Lundi 15 mai débutait à Genève le procès très attendu de l'islamologue suisse Tariq Ramadan, accusé de viol et et de contrainte sexuelle sur une plaignante. Le Temps couvre les débats et le verdict prévu mercredi 24 mai. Retrouvez notre carnet d'audience et tous nos articles.
Cette semaine, Genève a vécu au rythme de l’affaire Ramadan. Le procès de l’islamologue, accusé de viol et de contrainte sexuelle, s’annonçait tendu. Mais cela a dépassé toutes les prévisions. Etrangement, c’est l’attitude du tribunal, sans doute déstabilisé par la pression ambiante, qui a mis de l’huile sur le feu et nui à l’image de la justice en se montrant, notamment, très peu respectueux de la plaignante. Une caricature de ce qui est souvent reproché au système lorsque est évoquée l’épreuve de la procédure. Quel que soit finalement le verdict qui sera rendu ou le poids qui sera accordé à la version de cette femme, elle n’avait pas à se faire crier dessus – pour rien – par des magistrats agités et traversés par un excès d’autorité.

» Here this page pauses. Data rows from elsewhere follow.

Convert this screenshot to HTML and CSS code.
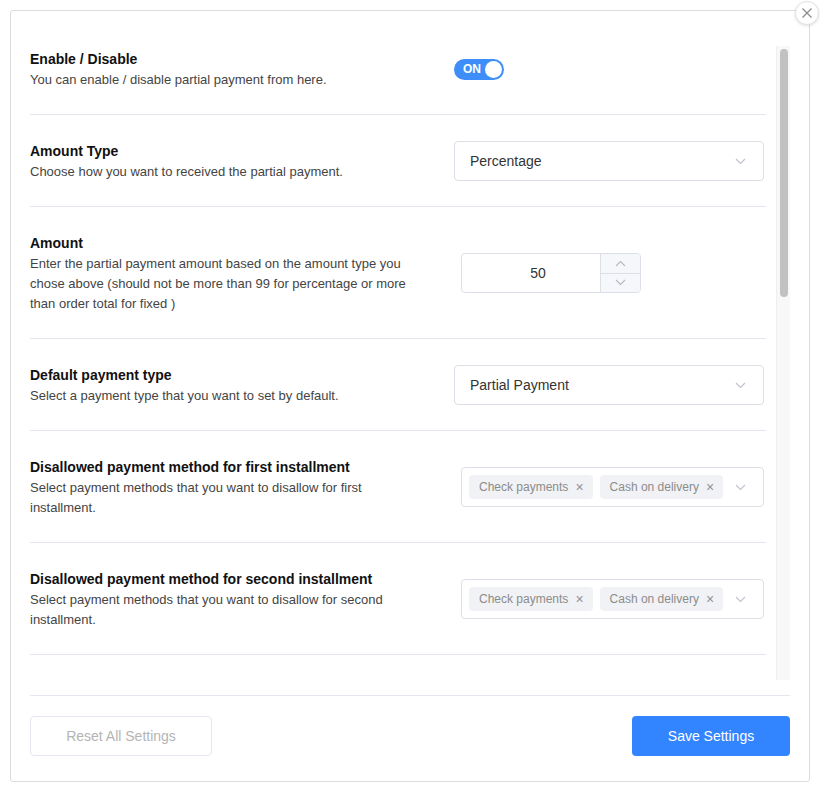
FILE: index.html
```html
<!DOCTYPE html>
<html>
<head>
<meta charset="utf-8">
<link rel="stylesheet" href="styles.css">
</head>
<body>
<div class="modal">
  <button class="close" aria-label="Close">
    <svg width="12" height="12" viewBox="0 0 12 12"><path d="M1.5 1.5 L10.5 10.5 M10.5 1.5 L1.5 10.5" stroke="#8c8c8c" stroke-width="1.3" fill="none"/></svg>
  </button>
  <div class="body">
    <div class="rows">
      <div class="row">
        <div class="text">
          <div class="title">Enable / Disable</div>
          <div class="desc">You can enable / disable partial payment from here.</div>
        </div>
        <div class="control">
          <div class="toggle"><span class="toggle-label">ON</span><span class="knob"></span></div>
        </div>
      </div>
      <div class="row">
        <div class="text">
          <div class="title">Amount Type</div>
          <div class="desc">Choose how you want to received the partial payment.</div>
        </div>
        <div class="control">
          <div class="select"><span>Percentage</span>
            <svg class="chev" width="11" height="7" viewBox="0 0 11 7"><polyline points="1,1 5.5,5.5 10,1" fill="none" stroke="#c0c4cc" stroke-width="1.2"/></svg>
          </div>
        </div>
      </div>
      <div class="row">
        <div class="text">
          <div class="title">Amount</div>
          <div class="desc">Enter the partial payment amount based on the amount type you chose above (should not be more than 99 for percentage or more than order total for fixed )</div>
        </div>
        <div class="control">
          <div class="number">
            <div class="num-value">50</div>
            <div class="stepper">
              <div class="step"><svg width="11" height="7" viewBox="0 0 11 7"><polyline points="1,6 5.5,1.5 10,6" fill="none" stroke="#b4b8bf" stroke-width="1.1"/></svg></div>
              <div class="step"><svg width="11" height="7" viewBox="0 0 11 7"><polyline points="1,1 5.5,5.5 10,1" fill="none" stroke="#b4b8bf" stroke-width="1.1"/></svg></div>
            </div>
          </div>
        </div>
      </div>
      <div class="row">
        <div class="text">
          <div class="title">Default payment type</div>
          <div class="desc">Select a payment type that you want to set by default.</div>
        </div>
        <div class="control">
          <div class="select"><span>Partial Payment</span>
            <svg class="chev" width="11" height="7" viewBox="0 0 11 7"><polyline points="1,1 5.5,5.5 10,1" fill="none" stroke="#c0c4cc" stroke-width="1.2"/></svg>
          </div>
        </div>
      </div>
      <div class="row">
        <div class="text">
          <div class="title">Disallowed payment method for first installment</div>
          <div class="desc">Select payment methods that you want to disallow for first installment.</div>
        </div>
        <div class="control">
          <div class="multi">
            <span class="tag">Check payments <span class="x">×</span></span>
            <span class="tag">Cash on delivery <span class="x">×</span></span>
            <svg class="chev" width="11" height="7" viewBox="0 0 11 7"><polyline points="1,1 5.5,5.5 10,1" fill="none" stroke="#c0c4cc" stroke-width="1.2"/></svg>
          </div>
        </div>
      </div>
      <div class="row">
        <div class="text">
          <div class="title">Disallowed payment method for second installment</div>
          <div class="desc">Select payment methods that you want to disallow for second installment.</div>
        </div>
        <div class="control">
          <div class="multi">
            <span class="tag">Check payments <span class="x">×</span></span>
            <span class="tag">Cash on delivery <span class="x">×</span></span>
            <svg class="chev" width="11" height="7" viewBox="0 0 11 7"><polyline points="1,1 5.5,5.5 10,1" fill="none" stroke="#c0c4cc" stroke-width="1.2"/></svg>
          </div>
        </div>
      </div>
      <div class="row">
        <div class="text">
          <div class="title">&nbsp;</div>
          <div class="desc">&nbsp;</div>
        </div>
      </div>
    </div>
    <div class="scrollbar"><div class="thumb"></div></div>
  </div>
  <div class="footer">
    <button class="btn reset">Reset All Settings</button>
    <button class="btn save">Save Settings</button>
  </div>
</div>
</body>
</html>
```

FILE: styles.css
```css
* { box-sizing: border-box; }
html, body { margin: 0; padding: 0; background: #fff; }
body {
  font-family: "Liberation Sans", Arial, Helvetica, sans-serif;
  color: #333;
}
.modal {
  position: relative;
  margin: 10px 0 0 10px;
  width: 800px;
  height: 772px;
  border: 1px solid #dcdcdc;
  border-radius: 3px;
  padding: 0 19px;
  display: flex;
  flex-direction: column;
}
.close {
  position: absolute;
  top: -10px;
  right: -10px;
  width: 24px;
  height: 24px;
  border-radius: 50%;
  background: #fff;
  border: 1px solid #e2e2e2;
  box-shadow: 0 1px 3px rgba(0,0,0,0.12);
  padding: 0;
  display: flex;
  align-items: center;
  justify-content: center;
}
.body {
  margin-top: 12px;
  height: 657px;
  display: flex;
  gap: 10px;
}
.rows {
  flex: 1;
  overflow: hidden;
}
.row {
  display: flex;
  align-items: center;
  padding: 25px 0 24px;
  border-bottom: 1px solid #e4e7ed;
}
.text { width: 400px; }
.title {
  font-size: 14px;
  font-weight: bold;
  line-height: 22px;
  color: #111;
}
.desc {
  font-size: 13px;
  line-height: 20px;
  color: #444;
}
.control {
  margin-left: auto;
  margin-right: 2px;
  width: 310px;
  display: flex;
}
.toggle {
  width: 50px;
  height: 21px;
  border-radius: 11px;
  background: #3d8ef8;
  display: flex;
  align-items: center;
  justify-content: space-between;
  padding: 0 2px 0 9px;
}
.toggle-label {
  color: #fff;
  font-size: 12px;
  font-weight: bold;
}
.knob {
  width: 17px;
  height: 17px;
  border-radius: 50%;
  background: #fff;
}
.select {
  width: 310px;
  height: 40px;
  border: 1px solid #dcdfe6;
  border-radius: 4px;
  display: flex;
  align-items: center;
  justify-content: space-between;
  padding: 0 17px 0 15px;
  font-size: 14px;
  color: #333;
}
.number {
  margin-left: 7px;
  width: 180px;
  height: 40px;
  border: 1px solid #dcdfe6;
  border-radius: 4px;
  display: flex;
  overflow: hidden;
}
.num-value {
  flex: 1;
  display: flex;
  align-items: center;
  justify-content: center;
  padding-left: 14px;
  font-size: 14px;
  color: #333;
}
.stepper {
  width: 40px;
  border-left: 1px solid #dcdfe6;
  background: #f5f7fa;
  display: flex;
  flex-direction: column;
}
.step {
  flex: 1;
  display: flex;
  align-items: center;
  justify-content: center;
}
.step + .step { border-top: 1px solid #dcdfe6; }
.multi {
  margin-left: 7px;
  width: 303px;
  height: 40px;
  border: 1px solid #dcdfe6;
  border-radius: 4px;
  display: flex;
  align-items: center;
  padding: 0 17px 0 7px;
  gap: 7px;
}
.multi .chev { margin-left: auto; }
.tag {
  height: 24px;
  border-radius: 4px;
  background: #f0f2f5;
  color: #8c8c8c;
  font-size: 12px;
  display: inline-flex;
  align-items: center;
  padding: 0 9px 0 10px;
  white-space: nowrap;
}
.tag .x {
  margin-left: 7px;
  font-size: 14px;
  color: #909399;
}
.scrollbar {
  width: 14px;
  margin-top: 23px;
  background: #f8f8f8;
  border-left: 1px solid #efefef;
  padding: 3px 2px 0 3px;
}
.thumb {
  height: 248px;
  border-radius: 4px;
  background: #c1c1c1;
}
.footer {
  margin-top: 15px;
  border-top: 1px solid #e4e7ed;
  padding: 20px 0 25px;
  display: flex;
  justify-content: space-between;
}
.btn {
  height: 40px;
  border-radius: 4px;
  font-family: "Liberation Sans", Arial, sans-serif;
  font-size: 14px;
}
.reset {
  width: 182px;
  background: #fff;
  border: 1px solid #e4e7ed;
  color: #b4b4b4;
}
.save {
  width: 158px;
  background: #3384ff;
  border: none;
  color: #fff;
}
```
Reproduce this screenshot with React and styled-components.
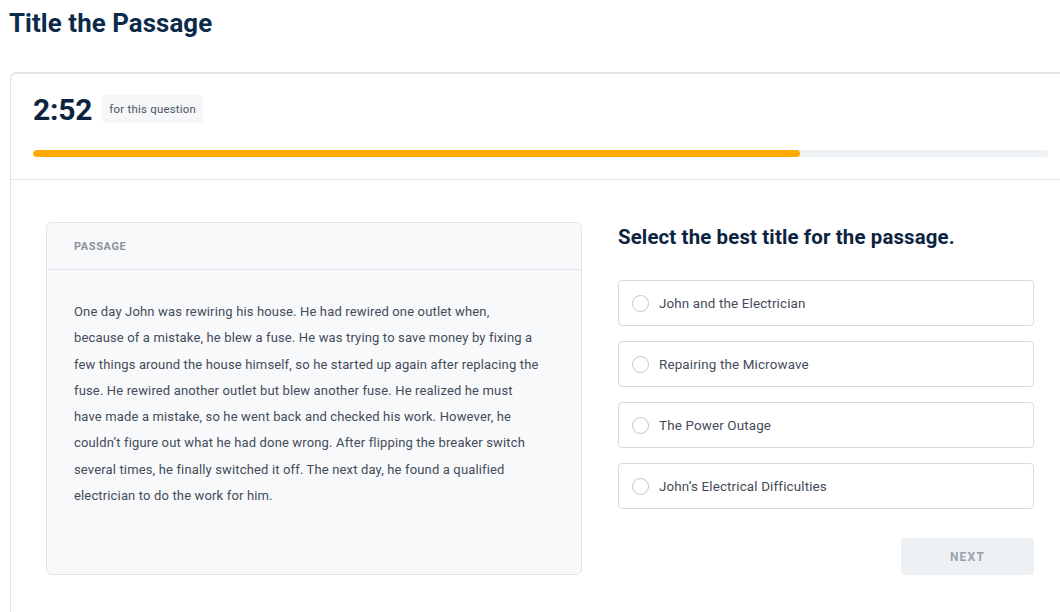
import React from "react";
import styled, { createGlobalStyle } from "styled-components";

const Global = createGlobalStyle`
  html, body { margin: 0; padding: 0; background: #fff; overflow: hidden; }
  body { font-family: Roboto, "Noto Sans", "Liberation Sans", sans-serif; color: #0b2545; }
  * { box-sizing: border-box; }
`;

const Page = styled.div`
  width: 1060px;
  height: 612px;
  overflow: hidden;
  padding: 8px 0 0 10px;
`;

const Title = styled.h1`
  margin: 0 0 0 -1px;
  font-size: 25.8px;
  line-height: 30px;
  font-weight: 700;
  color: #0c2a4a;
  letter-spacing: 0.1px;
`;

const Card = styled.section`
  margin-top: 34px;
  width: 1080px;
  border: 1px solid #dfe2e6;
  border-top: 2px solid #dfe2e6;
  border-radius: 7px 0 0 0;
  background: #fff;
`;

const TimerArea = styled.div`
  padding: 20px 12px 22px 22px;
  border-bottom: 1px solid #e6e8eb;
  width: 1050px;
`;

const TimerRow = styled.div`
  display: flex;
  align-items: center;
  gap: 10px;
  height: 30px;
`;

const Time = styled.span`
  font-size: 30px;
  font-weight: 700;
  color: #0c2340;
  letter-spacing: -0.2px;
`;

const Chip = styled.span`
  background: #f5f7f9;
  border-radius: 4px;
  font-size: 11.4px;
  color: #4a5563;
  padding: 7px 7px;
  letter-spacing: 0.25px;
`;

const Track = styled.div`
  margin-top: 26px;
  height: 7px;
  border-radius: 4px;
  background: #eff2f5;
  overflow: hidden;
  margin-right: 1px;
`;

const Fill = styled.div`
  height: 100%;
  border-radius: 4px;
  background: #ffab00;
`;

const Body = styled.div`
  display: flex;
  gap: 36px;
  padding: 42px 0 0 35px;
  height: 440px;
`;

const PassageBox = styled.div`
  width: 536px;
  height: 353px;
  background: #f8f9fb;
  border: 1px solid #e1e5ea;
  border-radius: 6px;
`;

const PassageHead = styled.div`
  height: 47px;
  display: flex;
  align-items: center;
  padding-left: 27px;
  border-bottom: 1px solid #e3e6ea;
  font-size: 11px;
  font-weight: 700;
  letter-spacing: 0.6px;
  color: #8a939e;
`;

const PassageText = styled.p`
  margin: 0;
  padding: 29px 10px 0 27px;
  font-size: 13px;
  line-height: 26.3px;
  color: #434c59;
  letter-spacing: 0.15px;
  white-space: nowrap;
`;

const Right = styled.div`
  width: 416px;
  display: flex;
  flex-direction: column;
`;

const Question = styled.h2`
  margin: 0;
  font-size: 20.4px;
  line-height: 26px;
  font-weight: 700;
  color: #0c2340;
  letter-spacing: 0.15px;
  padding-top: 2px;
`;

const Options = styled.div`
  margin-top: 30px;
  display: flex;
  flex-direction: column;
  gap: 15px;
`;

const Option = styled.label`
  height: 46px;
  display: flex;
  align-items: center;
  gap: 10px;
  padding-left: 13px;
  border: 1px solid #d7dbe0;
  border-radius: 4px;
  background: #fff;
  font-size: 13.4px;
  color: #434c59;
  letter-spacing: 0.15px;
  cursor: pointer;
`;

const Radio = styled.span`
  width: 17px;
  height: 17px;
  border-radius: 50%;
  border: 1px solid #c0c7cf;
  background: #fff;
  flex: none;
`;

const Footer = styled.div`
  display: flex;
  justify-content: flex-end;
  margin-top: 29px;
`;

const NextButton = styled.button`
  width: 133px;
  height: 37px;
  border: none;
  border-radius: 3px;
  background: #eef1f4;
  color: #98a1ac;
  font-family: inherit;
  font-size: 12px;
  font-weight: 700;
  letter-spacing: 1.2px;
`;

const options = [
  "John and the Electrician",
  "Repairing the Microwave",
  "The Power Outage",
  "John\u2019s Electrical Difficulties",
];

const passageLines = [
  "One day John was rewiring his house. He had rewired one outlet when,",
  "because of a mistake, he blew a fuse. He was trying to save money by fixing a",
  "few things around the house himself, so he started up again after replacing the",
  "fuse. He rewired another outlet but blew another fuse. He realized he must",
  "have made a mistake, so he went back and checked his work. However, he",
  "couldn\u2019t figure out what he had done wrong. After flipping the breaker switch",
  "several times, he finally switched it off. The next day, he found a qualified",
  "electrician to do the work for him.",
];

export default function App() {
  return (
    <>
      <Global />
      <Page>
        <Title>Title the Passage</Title>
        <Card>
          <TimerArea>
            <TimerRow>
              <Time>2:52</Time>
              <Chip>for this question</Chip>
            </TimerRow>
            <Track>
              <Fill style={{ width: `${(768 / 1016) * 100}%` }} />
            </Track>
          </TimerArea>
          <Body>
            <PassageBox>
              <PassageHead>PASSAGE</PassageHead>
              <PassageText>
                {passageLines.map((line, i) => (
                  <React.Fragment key={i}>
                    {line}
                    {i < passageLines.length - 1 && <br />}
                  </React.Fragment>
                ))}
              </PassageText>
            </PassageBox>
            <Right>
              <Question>Select the best title for the passage.</Question>
              <Options>
                {options.map((o) => (
                  <Option key={o}>
                    <Radio />
                    {o}
                  </Option>
                ))}
              </Options>
              <Footer>
                <NextButton>NEXT</NextButton>
              </Footer>
            </Right>
          </Body>
        </Card>
      </Page>
    </>
  );
}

On peut dire que les choses ont mal commencé. Le fait d’avoir prévu initialement seulement deux jours d’audience, avant de devoir en ajouter un, montre déjà le peu de sensibilité pour les enjeux de cette affaire et pour le temps nécessaire au déroulement de ce procès très disputé. La convocation de Dieudonné à la dernière minute – témoin sans doute le moins crédible du monde et condamné ici même pour ses propos négationnistes – participe aussi à la cacophonie ambiante.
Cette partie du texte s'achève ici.